* WHAT YOU HAVE TO DO: Write out each line in which the string "React" is present.

··· SOURCE DATA

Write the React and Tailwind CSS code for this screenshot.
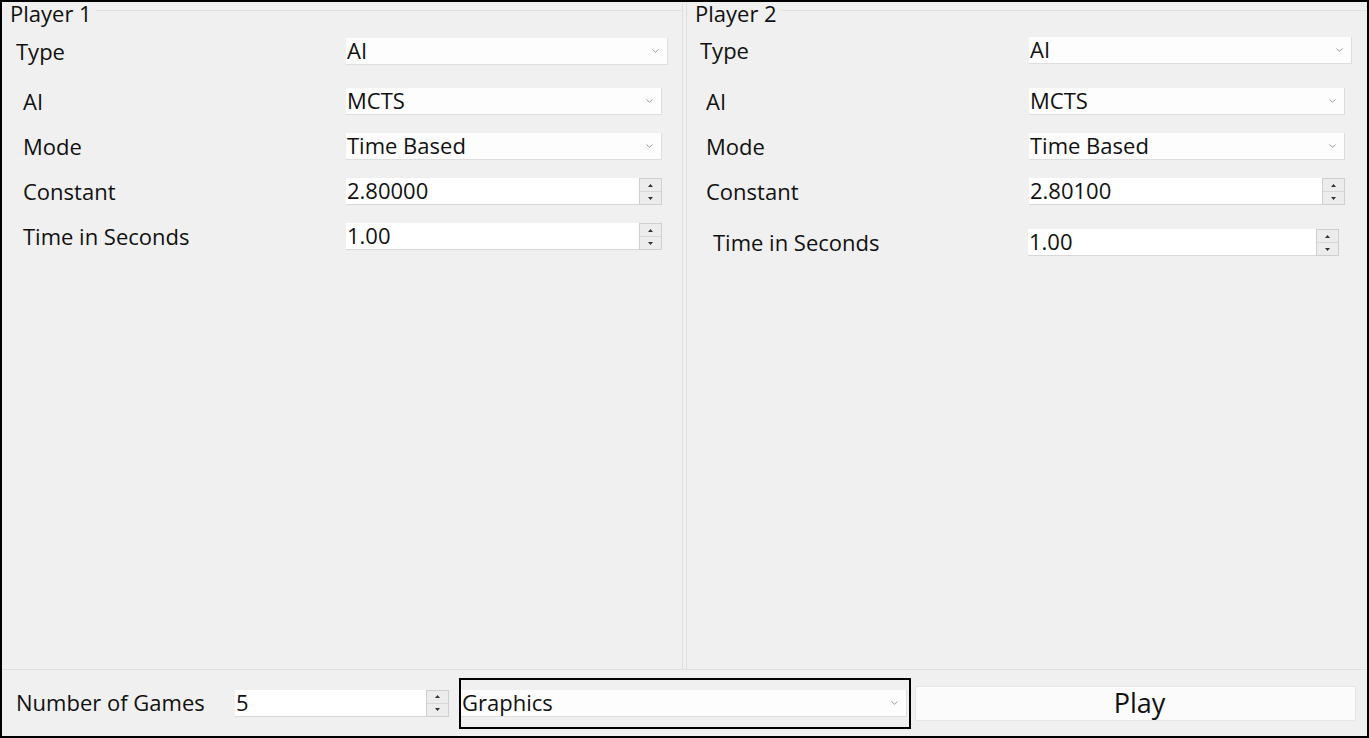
import React from "react"

const font = { fontFamily: '"Open Sans", "Noto Sans", sans-serif' }

function Chevron() {
  return (
    <svg width="7" height="4" viewBox="0 0 7 4" className="shrink-0">
      <path d="M0.5 0.5 L3.5 3.2 L6.5 0.5" fill="none" stroke="#9a9a9a" strokeWidth="1" />
    </svg>
  )
}

function Combo({ value, w, className = "" }) {
  return (
    <div
      className={`h-[27px] ${w} flex items-center justify-between bg-[#fdfdfd] border-b border-r border-[#dedede] pl-[1px] pr-[8px] ${className}`}
    >
      <span className="text-[22px] leading-none pb-[2px] text-[#111]">{value}</span>
      <Chevron />
    </div>
  )
}

function Arrows() {
  return (
    <div className="w-[23px] h-full flex flex-col border border-[#cfcfcf] bg-[#ececec]">
      <div className="flex-1 flex items-center justify-center border-b border-[#d8d8d8]">
        <svg width="5" height="3" viewBox="0 0 5 3">
          <path d="M0 3 L2.5 0 L5 3 Z" fill="#333" />
        </svg>
      </div>
      <div className="flex-1 flex items-center justify-center">
        <svg width="5" height="3" viewBox="0 0 5 3">
          <path d="M0 0 L2.5 3 L5 0 Z" fill="#333" />
        </svg>
      </div>
    </div>
  )
}

function Spin({ value, w, className = "" }) {
  return (
    <div className={`h-[27px] ${w} flex ${className}`}>
      <div className="flex-1 flex items-center bg-white border-b border-[#d6d6d6] pl-[1px]">
        <span className="text-[22px] leading-none pb-[2px] text-[#111]">{value}</span>
      </div>
      <Arrows />
    </div>
  )
}

function Row({ label, labelPad, mt, children }) {
  return (
    <div className={`flex items-center ${mt}`}>
      <div className={`${labelPad} text-[22px] leading-none pb-[2px] text-[#111]`}>{label}</div>
      {children}
    </div>
  )
}

function Group({ title, className, children }) {
  return (
    <div className={`flex flex-col ${className}`}>
      <div className="h-[22px] flex items-start">
        <span className="text-[22px] leading-[22px] text-[#111] pl-[8px] pr-[4px]">{title}</span>
        <div className="flex-1 border-t border-[#e2e2e2] mt-[8px]" />
      </div>
      {children}
    </div>
  )
}

export default function App() {
  return (
    <div className="w-[1369px] h-[738px] bg-white" style={font}>
      <div className="w-full h-full border-2 border-black bg-[#f0f0f0] flex flex-col">
        <div className="h-[668px] flex border-b border-[#e0e0e0]">
          <Group title="Player 1" className="w-[681px] border-r border-[#dedede]">
            <Row label="Type" labelPad="pl-[14px] w-[344px]" mt="mt-[14px]">
              <Combo value="AI" w="w-[322px]" />
            </Row>
            <Row label="AI" labelPad="pl-[21px] w-[344px]" mt="mt-[23px]">
              <Combo value="MCTS" w="w-[316px]" />
            </Row>
            <Row label="Mode" labelPad="pl-[21px] w-[344px]" mt="mt-[18px]">
              <Combo value="Time Based" w="w-[316px]" />
            </Row>
            <Row label="Constant" labelPad="pl-[21px] w-[344px]" mt="mt-[18px]">
              <Spin value="2.80000" w="w-[316px]" />
            </Row>
            <Row label="Time in Seconds" labelPad="pl-[21px] w-[344px]" mt="mt-[18px]">
              <Spin value="1.00" w="w-[316px]" />
            </Row>
          </Group>
          <div className="w-[3px]" />
          <Group title="Player 2" className="flex-1 border-l border-[#dedede]">
            <Row label="Type" labelPad="pl-[13px] w-[342px]" mt="mt-[13px]">
              <Combo value="AI" w="w-[323px]" />
            </Row>
            <Row label="AI" labelPad="pl-[19px] w-[342px]" mt="mt-[24px]">
              <Combo value="MCTS" w="w-[316px]" />
            </Row>
            <Row label="Mode" labelPad="pl-[19px] w-[342px]" mt="mt-[18px]">
              <Combo value="Time Based" w="w-[316px]" />
            </Row>
            <Row label="Constant" labelPad="pl-[19px] w-[342px]" mt="mt-[18px]">
              <Spin value="2.80100" w="w-[316px]" />
            </Row>
            <Row label="Time in Seconds" labelPad="pl-[26px] w-[341px]" mt="mt-[24px]">
              <Spin value="1.00" w="w-[311px]" />
            </Row>
          </Group>
        </div>
        <div className="flex-1 flex items-center">
          <div className="w-[233px] pl-[14px] text-[22px] leading-none pb-[2px] text-[#111]">Number of Games</div>
          <Spin value="5" w="w-[214px]" />
          <div className="ml-[10px] w-[452px] h-[51px] border-2 border-black flex items-center">
            <Combo value="Graphics" w="w-[446px]" />
          </div>
          <div className="ml-[4px] w-[441px] h-[35px] bg-[#fbfbfb] border border-[#e6e6e6] rounded-[2px] flex items-center justify-center pl-[8px] pb-[2px] text-[27px] leading-none text-[#111]">
            Play
          </div>
        </div>
      </div>
    </div>
  )
}
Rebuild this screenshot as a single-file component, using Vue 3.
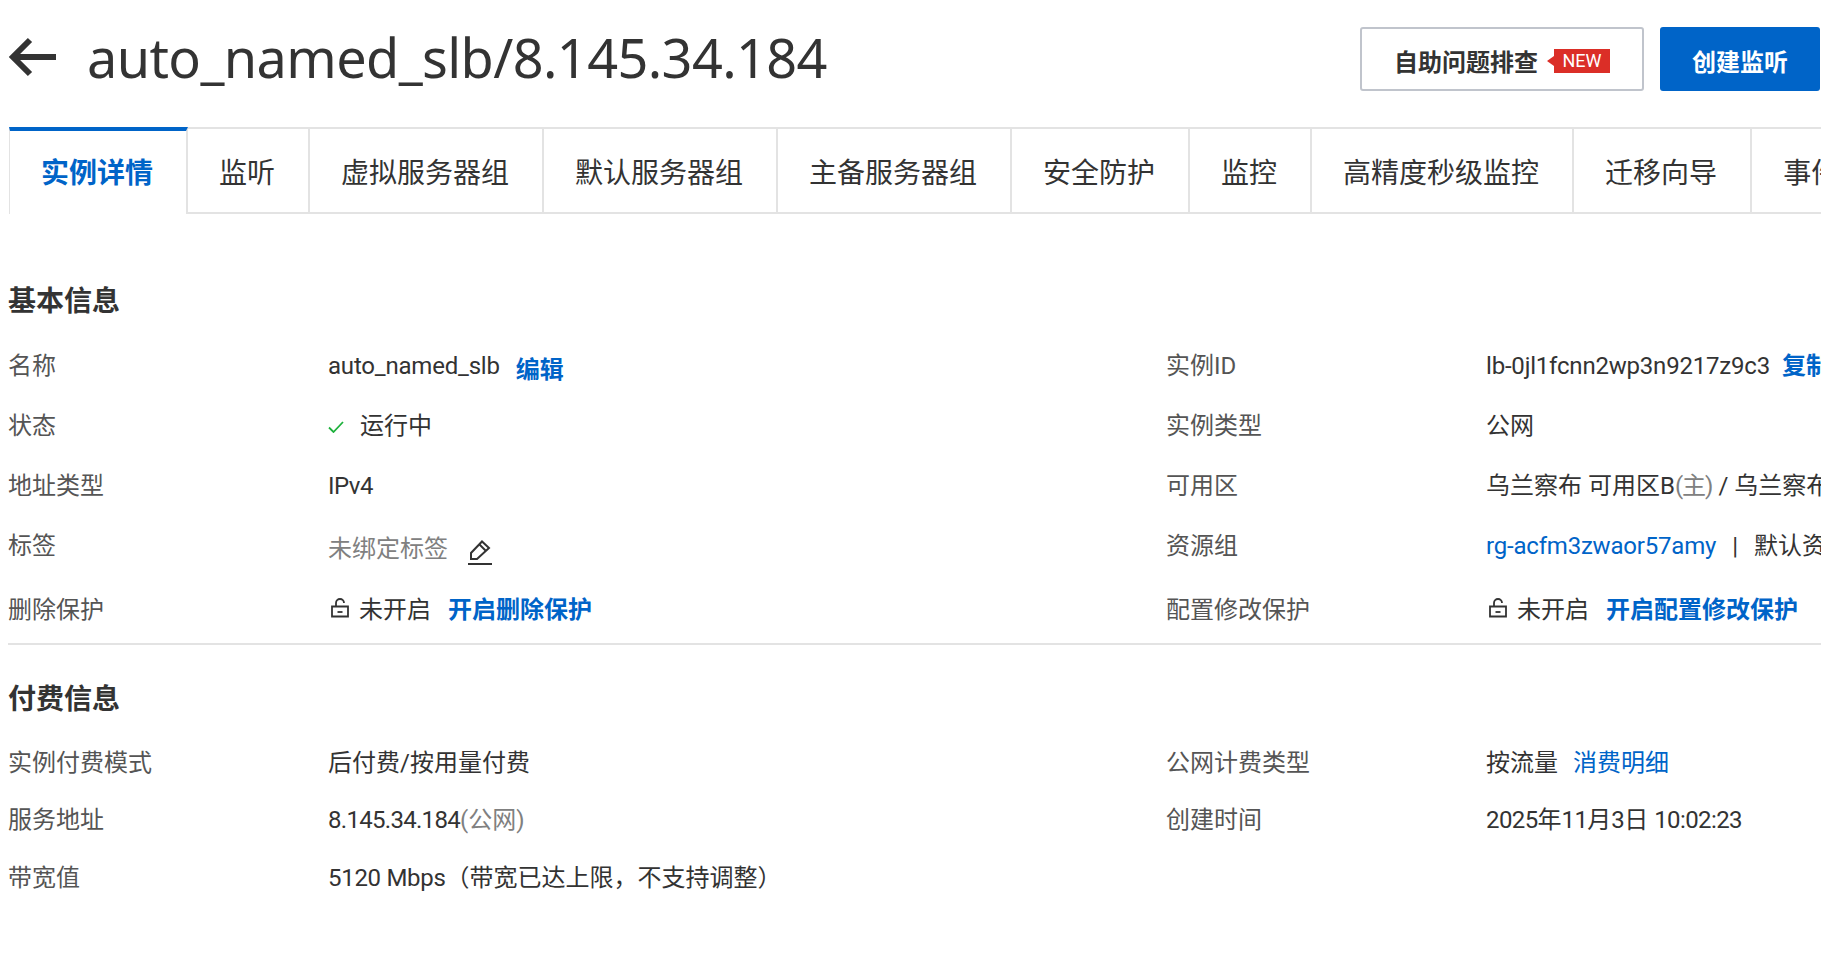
<script setup>
const tabs = ['监听','虚拟服务器组','默认服务器组','主备服务器组','安全防护','监控','高精度秒级监控','迁移向导','事件']
</script>

<template>
  <div class="page">
    <header class="head">
      <div class="title-wrap">
        <svg class="back" width="50" height="40" viewBox="0 0 50 40" fill="none" stroke="#333" stroke-width="6"><path d="M49 20H6"/><path d="M23 3 6 20l17 17"/></svg>
        <h1 class="title">auto_named_slb/8.145.34.184</h1>
      </div>
      <div class="actions">
        <button class="btn-outline">自助问题排查<span class="new">NEW</span></button>
        <button class="btn-primary">创建监听</button>
      </div>
    </header>

    <nav class="tabs">
      <div class="tab active">实例详情</div>
      <div v-for="t in tabs" :key="t" class="tab">{{ t }}</div>
    </nav>

    <section class="basic">
      <h2 class="heading">基本信息</h2>
      <div class="grid rows-basic">
        <div class="label">名称</div>
        <div class="value"><span class="txt">auto_named_slb</span><a class="link bold offset">编辑</a></div>
        <div class="label">实例ID</div>
        <div class="value"><span class="txt">lb-0jl1fcnn2wp3n9217z9c3</span><a class="link bold tiny">复制</a></div>

        <div class="label">状态</div>
        <div class="value">
          <svg class="check" width="16" height="12" viewBox="0 0 16 12" fill="none" stroke="#1eb13c" stroke-width="1.8"><path d="M1 6.5 5.5 11 15 1"/></svg>运行中
        </div>
        <div class="label">实例类型</div>
        <div class="value">公网</div>

        <div class="label">地址类型</div>
        <div class="value"><span class="ipv">IPv4</span></div>
        <div class="label">可用区</div>
        <div class="value"><span>乌兰察布 可用区B<span class="grey tight">(主)</span> / 乌兰察布 可用区C(备)</span></div>

        <div class="label">标签</div>
        <div class="value offset-block"><span class="grey">未绑定标签</span>
          <svg class="edit" width="24" height="26" viewBox="0 0 24 26" fill="none" stroke="#333" stroke-width="2"><path d="M3 20V14L14 2.5 21 9 9 20Z"/><path d="M11.5 5.5 18 12"/><path d="M0 25H24"/></svg>
        </div>
        <div class="label">资源组</div>
        <div class="value"><a class="link txt">rg-acfm3zwaor57amy</a><span class="pipe">|</span>默认资源组</div>

        <div class="label">删除保护</div>
        <div class="value">
          <svg class="lock" width="18" height="20" viewBox="0 0 18 20" fill="none" stroke="#333" stroke-width="1.8"><path d="M1 8.5H17V18.5H1Z"/><path d="M5 8.5V5a4 4 0 0 1 8 0"/><path d="M6.5 14H11.5"/></svg>未开启<a class="link bold gap">开启删除保护</a>
        </div>
        <div class="label">配置修改保护</div>
        <div class="value">
          <svg class="lock" width="18" height="20" viewBox="0 0 18 20" fill="none" stroke="#333" stroke-width="1.8"><path d="M1 8.5H17V18.5H1Z"/><path d="M5 8.5V5a4 4 0 0 1 8 0"/><path d="M6.5 14H11.5"/></svg>未开启<a class="link bold gap">开启配置修改保护</a>
        </div>
      </div>
    </section>

    <section class="billing">
      <h2 class="heading">付费信息</h2>
      <div class="grid rows-billing">
        <div class="label">实例付费模式</div>
        <div class="value">后付费/按用量付费</div>
        <div class="label">公网计费类型</div>
        <div class="value">按流量<a class="link detail">消费明细</a></div>

        <div class="label">服务地址</div>
        <div class="value"><span class="ip">8.145.34.184</span><span class="grey">(公网)</span></div>
        <div class="label">创建时间</div>
        <div class="value"><span><span class="num">2025</span>年<span class="num">11</span>月<span class="num">3</span>日 <span class="num">10:02:23</span></span></div>

        <div class="label">带宽值</div>
        <div class="value"><span><span class="mbps">5120 Mbps</span>（带宽已达上限，不支持调整）</span></div>
      </div>
    </section>
  </div>
</template>

<style>
html, body { margin: 0; overflow: hidden; background: #fff; }
</style>

<style scoped>
.page {
  width: 1821px;
  height: 954px;
  overflow: hidden;
  box-sizing: border-box;
  padding-left: 8px;
  font-family: Roboto, "Noto Sans CJK SC", sans-serif;
  color: #333;
  white-space: nowrap;
}
.head {
  display: flex;
  justify-content: space-between;
  height: 127px;
  box-sizing: border-box;
  padding-top: 25px;
}
.title-wrap { display: flex; align-items: center; height: 64px; }
.back { margin: 0 30px 0 -1px; }
.title { margin: 0; font-family: "Noto Sans", "Noto Sans CJK SC", sans-serif; font-size: 54px; letter-spacing: -0.6px; font-weight: 400; line-height: 64px; }
.actions { display: flex; gap: 16px; margin: 2px 1px 0 0; }
button { font-family: inherit; cursor: pointer; }
.btn-outline {
  width: 284px; height: 64px; box-sizing: border-box;
  background: #fff; border: 2px solid #c0c4cc; border-radius: 3px;
  color: #333; font-size: 24px; font-weight: 700; padding: 3px 0 0;
  display: flex; align-items: center; justify-content: center;
}
.new {
  position: relative; margin-left: 16px; width: 56px; height: 24px;
  background: #db2e27; color: #fff; font-size: 18px; font-weight: 400;
  line-height: 24px; text-align: center;
}
.new::before {
  content: ""; position: absolute; left: -7px; top: 7px;
  border-top: 5px solid transparent; border-bottom: 5px solid transparent;
  border-right: 7px solid #db2e27;
}
.btn-primary {
  width: 160px; height: 64px; background: #0064c8; border: none; border-radius: 3px;
  color: #fff; font-size: 24px; font-weight: 700; padding: 3px 0 0;
}
.tabs {
  display: flex; height: 87px; box-sizing: border-box; margin-left: 1px;
  border-top: 2px solid #e3e3e3; border-bottom: 2px solid #e3e3e3;
}
.tab {
  flex: none; box-sizing: border-box; padding: 0 33px 0 31px; height: 83px;
  border-right: 2px solid #e3e3e3;
  font-size: 28px; line-height: 90px; color: #333;
}
.tab.active {
  position: relative; margin-top: -2px; height: 87px; background: #fff;
  border-top: 4px solid #0064c8; border-left: 1px solid #e3e3e3;
  color: #0064c8; font-weight: 700; line-height: 86px; padding: 0 31px;
  width: 179px; margin-bottom: -2px;
}
.basic { padding-top: 66px; }
.billing { padding-top: 33px; }
.heading { margin: 0; font-size: 28px; font-weight: 700; line-height: 44px; color: #333; }
.basic > .grid { margin-top: 10px; border-bottom: 2px solid #e3e3e3; padding-bottom: 2px; }
.billing > .grid { margin-top: 11px; }
.grid { display: grid; grid-template-columns: 320px 838px 320px 1fr; align-items: center; }
.rows-basic { grid-template-rows: 60px 60px 60px 60px 67px; }
.rows-billing { grid-template-rows: 56px 58px 58px; }
.label { font-size: 24px; color: #555; line-height: 32px; padding-top: 4px; }
.value { font-size: 24px; color: #333; display: flex; align-items: center; min-width: 0; line-height: 32px; padding-top: 4px; }
.txt { letter-spacing: -0.2px; }
.ipv { letter-spacing: -0.5px; }
.num { letter-spacing: -0.6px; }
.ip { letter-spacing: -0.7px; }
.mbps { letter-spacing: -0.3px; }
.tight { letter-spacing: -1px; }
.grey { color: #808080; }
.link { color: #0064c8; }
.bold { font-weight: 700; }
.offset { margin-left: 16px; position: relative; top: 4px; }
.tiny { margin-left: 12px; }
.gap { margin-left: 17px; }
.detail { margin-left: 15px; }
.check { margin-right: 16px; position: relative; top: 1px; }
.lock { margin-right: 10px; margin-left: 3px; position: relative; top: -2px; }
.offset-block { position: relative; top: 3px; }
.edit { margin-left: 20px; position: relative; top: 3px; }
.pipe { margin: 0 16px; }
</style>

······

* EXPECTED OUTPUT:
Write the React and Tailwind CSS code for this screenshot.
import React from "react"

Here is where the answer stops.